Her husband took her father to the emergency room, and Caggiano remembers thinking her father was just dehydrated. She had even parked her car a certain way so that her husband’s car could park close to their door so he and her father would only have a short walk into the apartment when they got home. She didn’t realize that would be the last time she would see her father again.

Then she got a call from her cousin telling Caggiano her aunt couldn’t breath, and her other cousin’s father in law collapsed. They were both in the hospital with pneumonia. About a day later, three positive tests for COVID-19 come back. Then her mother’s test comes back positive for COVID-19.

“My aunt then was getting just progressively worse, but she had underlying issues. My father never had any underlying issues, which is why I was very hopeful and I thought for sure he would make it,” Caggiano said.

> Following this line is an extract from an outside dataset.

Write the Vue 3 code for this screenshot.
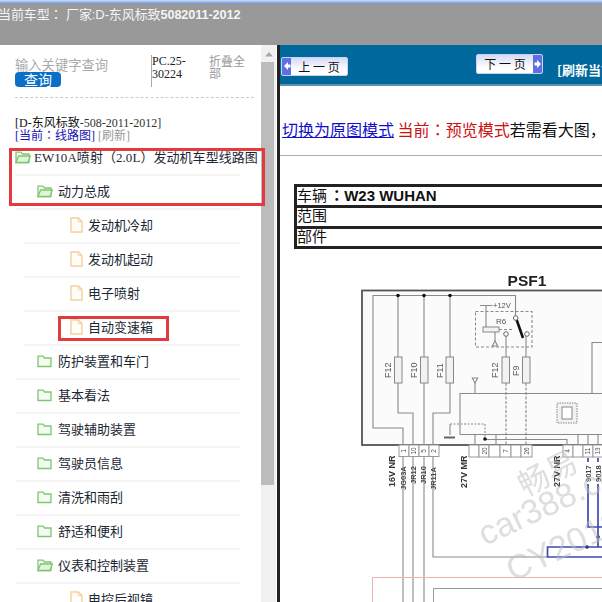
<template>
  <div class="page">
    <div class="topbar">
      <div class="topline"></div>
      <div class="crumb">当前车型<span class="colon">：</span> 厂家:D-东风标致<b>5082011-2012</b></div>
    </div>
    <div class="main">
      <aside class="side">
        <div class="search">
          <div class="search-left">
            <div class="hint">输入关键字查询</div>
            <button class="query">查询</button>
          </div>
          <div class="pc">PC.25-30224</div>
          <div class="fold">折叠全部</div>
        </div>
        <div class="current">
          <div>[D-东风标致<span class="thin">-508-2011-2012]</span></div>
          <div><span class="now">[当前<span class="colon">：</span>线路图]</span> <span class="refresh">[刷新]</span></div>
        </div>
        <ul class="tree">
          <li v-for="row in rows" :key="row.name" class="row" :class="'lv' + row.level">
            <svg v-if="row.type !== 'file'" class="ico" width="16" height="14" viewBox="0 0 16 14">
              <path d="M1 12.5V2.2h5l1.500 1.800H14v8.500z" fill="#f4fbf1" stroke="#7fc672" stroke-width="1.300" />
              <path v-if="row.type === 'open'" d="M1 12.500l2.600-6.500H15.300l-2.400 6.500z" fill="#e3f4dd" stroke="#7fc672" stroke-width="1.300" />
            </svg>
            <svg v-else class="ico file" width="13" height="16" viewBox="0 0 13 16">
              <path d="M1 1h7.500L12 4.600V15H1z" fill="#fffdf8" stroke="#f5cf9c" stroke-width="1.400" />
              <path d="M8.300 1v3.700H12" fill="none" stroke="#f5cf9c" stroke-width="1" />
            </svg>
            <span>{{ row.name }}</span>
          </li>
        </ul>
        <div class="mark mark-a"></div>
        <div class="mark mark-b"></div>
      </aside>
      <div class="scrollbar">
        <div class="scroll-up">
          <svg width="10" height="6" viewBox="0 0 10 6"><path d="M1 5.500L5 1l4 4.500z" fill="#a8a8a8" /></svg>
        </div>
        <div class="thumb"></div>
      </div>
      <section class="content">
        <div class="nav">
          <a class="pager prev">
            <span class="arrow"><svg width="8" height="10" viewBox="0 0 8 10"><path d="M1 5l4-4v2.400h2.500v3.200H5V9z" fill="#fff" /></svg></span>
            <span class="pager-text">上 一 页</span>
          </a>
          <a class="pager next">
            <span class="pager-text">下 一 页</span>
            <span class="arrow"><svg width="8" height="10" viewBox="0 0 8 10"><path d="M7 5L3 1v2.400H.5v3.200H3V9z" fill="#fff" /></svg></span>
          </a>
          <b class="reload">[刷新当前页]</b>
        </div>
        <div class="mode">
          <a class="switch">切换为原图模式</a> <span class="red">当前<span class="colon">：</span>预览模式</span>若需看大图，请点击切换
        </div>
        <div class="info">
          <div class="info-row">车辆 <b><span class="colon">：</span>W23 WUHAN</b></div>
          <div class="info-row">范围</div>
          <div class="info-row">部件</div>
        </div>
        <svg class="diagram" width="322" height="344" viewBox="280 258 322 344" font-family="'Liberation Sans', sans-serif">
          <text x="527" y="286" text-anchor="middle" font-size="15.500" font-weight="700" fill="#222">PSF1</text>
          <rect x="362" y="290.500" width="260" height="154.500" fill="#fbfbfb" stroke="#555" stroke-width="1.800" />

          <g fill="none" stroke="#8a8a8a" stroke-width="1.100">
            <path d="M515.500 318V295.500H373V428H403V602" />
            <path d="M398 295.500V413H413V602" />
            <path d="M424 295.500V602" />
            <path d="M450 295.500V413H433V557H547" />
            <path d="M460 434.500V393.500H602M460 434.500H602" />
            <path d="M592 393V342.500H602" />
            <path d="M475 383V393M475 434V445M496 434V445M567 439V445M578 434V445M588 434V445M598 434V445" />
            <path d="M506 334V357M526 334V357" />
            <path d="M486 327V305.500M480 305.500H492.500" />
            <path d="M495 332V341" />
            <path d="M450 424H485" stroke-dasharray="2 1.500" />
            <path d="M450 424V435" />
            <path d="M485 424V439" stroke-dasharray="2 1.500" />
            <path d="M485 439.500H567" />
            <path d="M506 383V445M526 383V445" stroke-dasharray="3 1.500" />
            <path d="M499 329.500H514" stroke-dasharray="3 2" />
            <path d="M475.500 311.500H532V347H475.500z" stroke-dasharray="3 2" />
            <path d="M475 383l-2.700-5h5.400zM495 341l-2.700 5h5.400z" />
          </g>

          <g fill="#f2f2f2" stroke="#888" stroke-width="1">
            <rect x="394.500" y="357" width="7.500" height="26" />
            <rect x="420.500" y="357" width="7.500" height="26" />
            <rect x="446" y="357" width="7.500" height="26" />
            <rect x="502" y="357" width="7.500" height="26" />
            <rect x="522.500" y="357" width="7.500" height="26" />
            <rect x="483" y="327" width="16" height="5" />
            <rect x="557" y="403" width="20" height="20" stroke-dasharray="1.500 1" />
            <rect x="562" y="407" width="10" height="12" fill="#fff" />
          </g>

          <path d="M516 318L523 338" stroke="#111" stroke-width="2.600" />
          <g fill="#fff" stroke="#666" stroke-width="1">
            <circle cx="515.700" cy="318" r="2.300" />
            <circle cx="506" cy="334" r="2.300" />
            <circle cx="527" cy="334" r="2.300" />
          </g>
          <g fill="#111">
            <circle cx="398" cy="295.500" r="1.800" />
            <circle cx="424" cy="295.500" r="1.800" />
            <circle cx="450" cy="295.500" r="1.800" />
            <circle cx="485" cy="439" r="1.800" />
            <circle cx="587" cy="547" r="1.800" />
            <circle cx="598" cy="537" r="1.800" />
          </g>
          <rect x="444" y="436.500" width="11" height="2" fill="#666" />

          <g font-size="7.500" fill="#555">
            <text x="493" y="308">+12V</text>
            <text x="496" y="323.500" font-size="8">R6</text>
          </g>
          <g font-size="9" fill="#555">
            <text transform="translate(391 378) rotate(-90)">F12</text>
            <text transform="translate(417 378) rotate(-90)">F10</text>
            <text transform="translate(443 378) rotate(-90)">F11</text>
            <text transform="translate(498 378) rotate(-90)">F12</text>
            <text transform="translate(519 376) rotate(-90)">F9</text>
          </g>

          <g fill="#fff" stroke="#999" stroke-width="1">
            <rect x="399" y="445" width="10" height="11.500" />
            <rect x="409" y="445" width="10" height="11.500" />
            <rect x="419" y="445" width="10" height="11.500" />
            <rect x="429" y="445" width="10" height="11.500" />
            <rect x="469" y="445" width="10" height="12" />
            <rect x="479" y="445" width="10" height="12" />
            <rect x="489" y="445" width="11" height="12" />
            <rect x="500" y="445" width="11" height="12" />
            <rect x="511" y="445" width="10" height="12" />
            <rect x="521" y="445" width="11" height="12" />
            <rect x="563" y="445" width="10" height="12" />
            <rect x="573" y="445" width="10" height="12" />
            <rect x="583" y="445" width="10" height="12" />
            <rect x="593" y="445" width="10" height="12" />
          </g>
          <g font-size="6.500" fill="#555" text-anchor="middle">
            <text transform="translate(406 451) rotate(-90)">1</text>
            <text transform="translate(416 451) rotate(-90)">10</text>
            <text transform="translate(426 451) rotate(-90)">5</text>
            <text transform="translate(436 451) rotate(-90)">2</text>
            <text transform="translate(487 451) rotate(-90)">20</text>
            <text transform="translate(508 451) rotate(-90)">7</text>
            <text transform="translate(529 451) rotate(-90)">26</text>
            <text transform="translate(570 451) rotate(-90)">4</text>
            <text transform="translate(590 451) rotate(-90)">11</text>
            <text transform="translate(600 451) rotate(-90)">13</text>
          </g>
          <g font-size="9" font-weight="700" fill="#333">
            <text transform="translate(395 487) rotate(-90)">16V NR</text>
            <text transform="translate(467 488) rotate(-90)">27V MR</text>
            <text transform="translate(560 487) rotate(-90)">27V NR</text>
          </g>
          <g font-size="7.500" font-weight="700" fill="#444">
            <text transform="translate(406 490) rotate(-90)">JG03A</text>
            <text transform="translate(416 484) rotate(-90)">JR12</text>
            <text transform="translate(426 484) rotate(-90)">JR10</text>
            <text transform="translate(436 490) rotate(-90)">JR11A</text>
            <text transform="translate(591 482) rotate(-90)">9017</text>
            <text transform="translate(601 482) rotate(-90)">9018</text>
          </g>

          <g fill="none" stroke="#3d4bb0" stroke-width="1.700">
            <path d="M588 484V527H602" />
            <path d="M598 484V547" />
            <path d="M602 547H547.500V557H602" />
            <path d="M588 458V462M598 458V462" />
          </g>
          <path d="M372.500 602V577.500H602" fill="none" stroke="#e9b5ac" stroke-width="1" />
          <path d="M433.500 602V588.500H602" fill="none" stroke="#999" stroke-width="1" />

          <g font-family="'Liberation Sans', 'Noto Sans CJK SC', sans-serif" fill="#bdbdbd" fill-opacity="0.5">
            <text transform="translate(525 497) rotate(-27)" font-size="31">畅易</text>
            <text transform="translate(485 546) rotate(-25)" font-size="34">car388.com</text>
            <text transform="translate(513 582) rotate(-25)" font-size="34">CY2012</text>
          </g>
        </svg>
      </section>
    </div>
  </div>
</template>

<script setup>
const rows = [
  { name: 'EW10A喷射（2.0L）发动机车型线路图', level: 0, type: 'open' },
  { name: '动力总成', level: 1, type: 'open' },
  { name: '发动机冷却', level: 2, type: 'file' },
  { name: '发动机起动', level: 2, type: 'file' },
  { name: '电子喷射', level: 2, type: 'file' },
  { name: '自动变速箱', level: 2, type: 'file' },
  { name: '防护装置和车门', level: 1, type: 'folder' },
  { name: '基本看法', level: 1, type: 'folder' },
  { name: '驾驶辅助装置', level: 1, type: 'folder' },
  { name: '驾驶员信息', level: 1, type: 'folder' },
  { name: '清洗和雨刮', level: 1, type: 'folder' },
  { name: '舒适和便利', level: 1, type: 'folder' },
  { name: '仪表和控制装置', level: 1, type: 'open' },
  { name: '电控后视镜', level: 2, type: 'file' }
]
</script>

<style scoped>
.page {
  width: 602px;
  height: 602px;
  overflow: hidden;
  display: flex;
  flex-direction: column;
  background: #fff;
  font-family: "Liberation Serif", "Noto Sans CJK SC", serif;
  color: #1c2733;
}
.colon {
  font-family: "Noto Sans CJK TC", sans-serif;
}
.topbar {
  height: 45px;
  flex: none;
  background: #999;
  color: #f4f4f4;
  font-family: "Liberation Sans", "Noto Sans CJK SC", sans-serif;
  font-size: 13px;
}
.topline {
  height: 4px;
  background: linear-gradient(#cfe0f5, #6e8fd0);
}
.crumb {
  margin: 2px 0 0 -2px;
  line-height: 16px;
  white-space: pre;
  letter-spacing: -0.1px;
}
.crumb b {
  font-size: 12.700px;
}
.main {
  flex: 1;
  display: flex;
  min-height: 0;
}
.side {
  width: 261px;
  flex: none;
  position: relative;
  background: #fff;
}
.search {
  display: flex;
  margin: 10px 7px 0 15px;
  height: 42px;
  border-bottom: 1px dashed #ccc;
}
.search-left {
  width: 136px;
  flex: none;
  padding-top: 2px;
}
.hint {
  font-family: "Noto Sans CJK SC", sans-serif;
  font-size: 13.300px;
  line-height: 15px;
  white-space: nowrap;
  color: #aaa;
}
.query {
  display: block;
  width: 46px;
  height: 15px;
  padding: 0;
  border: none;
  border-radius: 4px;
  background: #0a6fc6;
  color: #fff;
  font-family: "Noto Sans CJK SC", sans-serif;
  font-size: 14px;
  line-height: 15px;
}
.pc {
  width: 58px;
  height: 32px;
  flex: none;
  border-left: 1px solid #aaa;
  font-size: 12px;
  line-height: 13px;
  color: #222;
  word-break: break-word;
}
.fold {
  width: 37px;
  flex: none;
  margin-left: -1px;
  font-family: "Noto Sans CJK SC", sans-serif;
  font-size: 12px;
  line-height: 12px;
  color: #999;
}
.current {
  margin: 19px 0 0 15px;
  font-size: 12px;
  line-height: 12px;
  color: #111;
  height: 25px;
}
.thin {
  color: #333;
}
.now {
  color: #1515b0;
}
.refresh {
  color: #999;
}
.tree {
  list-style: none;
  margin: 0;
  padding: 0;
  font-family: "Liberation Serif", "Noto Sans CJK SC", serif;
  font-size: 13px;
}
.row {
  height: 34px;
  box-sizing: border-box;
  display: flex;
  align-items: center;
  gap: 3px;
  padding-bottom: 3px;
  border-bottom: 2px solid #f5f5f5;
  margin-right: 21px;
  white-space: nowrap;
}
.lv0 {
  margin-left: 15px;
  letter-spacing: 0.05px;
}
.lv1 {
  margin-left: 16px;
  padding-left: 21px;
  gap: 5px;
}
.lv2 {
  margin-left: 24px;
  padding-left: 46px;
  gap: 5px;
}
.ico {
  flex: none;
}
.mark {
  position: absolute;
  border: 3px solid #e23b3f;
  box-sizing: border-box;
}
.mark-a {
  left: 9px;
  top: 103px;
  width: 256px;
  height: 58px;
}
.mark-b {
  left: 58px;
  top: 271px;
  width: 111px;
  height: 25px;
}
.scrollbar {
  width: 15px;
  flex: none;
  background: #f1f1f1;
}
.scroll-up {
  height: 17px;
  display: flex;
  align-items: center;
  justify-content: center;
}
.thumb {
  width: 13px;
  height: 423px;
  background: #bcbcbc;
}
.content {
  flex: 1;
  min-width: 0;
  overflow: hidden;
  border-left: 3px solid #222;
  margin-left: 1px;
}
.nav {
  height: 41px;
  box-sizing: border-box;
  background: #00689c;
  border-bottom: 2px solid #5f93ad;
  display: flex;
  align-items: center;
  white-space: nowrap;
  padding-left: 1px;
}
.pager {
  display: flex;
  align-items: stretch;
  width: 67px;
  height: 19px;
  flex: none;
  box-sizing: border-box;
  border: 1px solid #c6d4ee;
  border-radius: 2px;
  overflow: hidden;
  background: linear-gradient(#d6d9f6, #fff 70%);
  font-family: "Noto Sans CJK SC", sans-serif;
  font-size: 12px;
  line-height: 17px;
  color: #111;
}
.prev {
  margin-top: 3px;
}
.next {
  margin: -2px 0 0 128px;
  height: 20px;
}
.arrow {
  width: 9px;
  flex: none;
  background: #5f6ee0;
  display: flex;
  align-items: center;
  justify-content: center;
}
.pager-text {
  flex: 1;
  text-align: center;
}
.reload {
  margin: 10px 0 0 14px;
  font-family: "Noto Sans CJK SC", sans-serif;
  font-size: 13px;
  color: #fff;
}
.mode {
  height: 70px;
  box-sizing: border-box;
  padding: 32px 0 0 2px;
  border-bottom: 1px solid #aaa;
  font-family: "Noto Sans CJK SC", sans-serif;
  font-size: 16px;
  line-height: 22px;
  color: #111;
  white-space: nowrap;
}
.switch {
  color: #1111cc;
  text-decoration: underline;
}
.red {
  color: #cc1111;
}
.info {
  margin: 28px 0 0 14px;
  width: 340px;
  border: 3px solid #222;
  box-sizing: border-box;
  height: 65px;
  font-family: "Liberation Sans", "Noto Sans CJK SC", sans-serif;
  font-size: 15px;
  color: #111;
}
.info-row {
  height: 18px;
  line-height: 16px;
  border-bottom: 3px solid #222;
}
.info-row b {
  margin-left: -2px;
}
.info-row:last-child {
  height: 17px;
  border-bottom: none;
}
.diagram {
  display: block;
  margin: 9px 0 0 0;
  filter: blur(0.4px);
}
</style>

<style>
html, body {
  margin: 0;
  background: #fff;
}
</style>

Her aunt passed away late on March 25 and her father died at 2 a.m. on March 28.

“To be very honest, the whole thing is so intangible to me,” she said.

“And you know, the first thing I wanted to do as well, when my father died, what first came to my head: ‘I want to call Aunt Chickie,’” she said. “And I couldn’t go call Aunt Chickie. And my mother said the same thing, ‘I wanted to call my sister—I can’t call my sister.’”

“It’s still unbelievable right now,” she said. “You don’t get the closure, there’s no closure.”

“I never saw my father in the hospital because we weren’t allowed to go, obviously. I didn’t see him in a casket because we couldn’t have a wake. We couldn’t have anything,” Caggiano said. “You could only have immediate family and only 10 people. Well, my uncle who lives in the Bronx here, I would never want him coming near us, for fear of having anyone else infected. So the only logical thing to do was cremate, and we'll do a mass sometime down the road when people can gather again, and from what I’m seeing it’s not going to be anytime soon.”

Caggiano was sick with a fever herself for 12 days, her husband had fatigue and fever as well, and her daughter had a fever for a day but has otherwise been fine.

“It’s very scary and crazy,” she said.

“I’m not sitting in reality right now, I didn’t get that slap to the face of reality, seeing my father in the hospital laying there with tubes coming out of his mouth. I didn’t get to go to a funeral home and see him lying in a casket. So to me right now, the whole thing is very abstract,” she said. “You know, I feel like had I known that my father was leaving my house that night to go to the hospital, had I known that I was never going to see him again, I would have held him a lot longer and kissed him a lot longer.”